The chipset is cooled with a flat heat sink matching the black and gold theme the MOSFET coolers have. Naturally the heat sink is low enough that it won’t create installation problems for GPUs or other expansion cards. Directly in front of the chipset are three SATA Express ports which can also be used as SATA 6Gb/s ports. There are a total of eight available here. In this area you will also find several front panel headers and the BIOS switch.

The expansion slot area is well thought out. The M.2 slot placement above the primary PCIe slot is a good move. The second M.2 slot placement could be better and this design doesn’t allow the use of longer 110mm drives. However, 80mm drives are far more common at present. There are 3x PCIe generation 3.0 x16 slots on the Z170X-UD5. These are reinforced with metal to help support larger and heavier GPUs. These allow for 16x0, 8x8, and 8x8x4 lane configurations for multiple GPUs. While 3-Way Crossfire is supported, only standard SLI and Quad-SLI are supported. I do not like the fact that the third PCIe slot is so close to the second, but I doubt many people will use 3-Way Crossfire on this motherboard. Additionally, there are 4x PCIe x1 3.0 slots for other devices.
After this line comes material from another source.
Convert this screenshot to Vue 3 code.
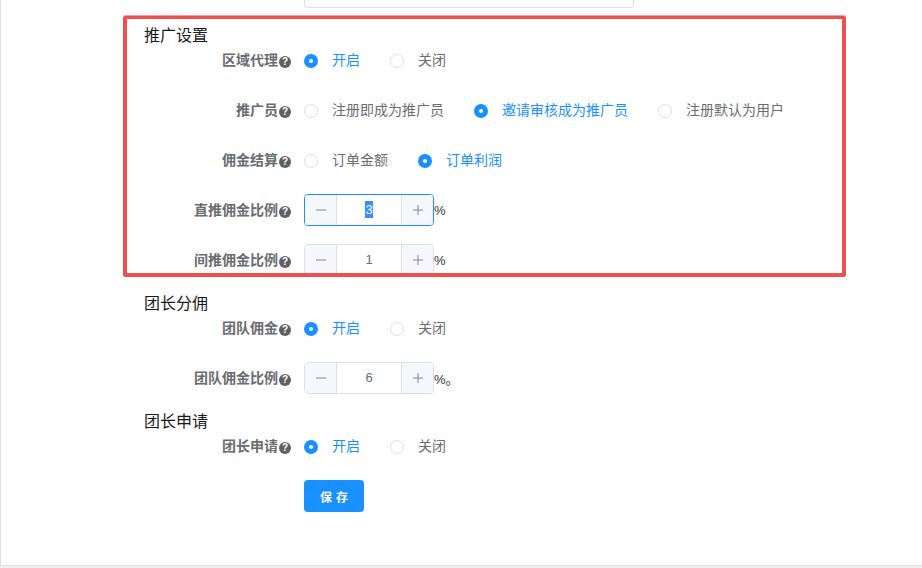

You can also see the PCB isolation for the onboard audio as it’s marked. There are angled lines showing what part belongs to the audio system as well as the usual Tron-style light path that denotes the edge of the audio hardware.

The I/O Shield offers a host of connectivity options. There are two USB 2.0 ports, 3x USB 3.0 ports, 2x USB 3.1 ports (one Type-A, one Type-C), 2x RJ-45 ports, 1x HDMI port, 1x DVI-D port, 1x DisplayPort, 1x optical output, 5x mini-stereo jacks, and lastly a combination PS/2 mouse or keyboard port.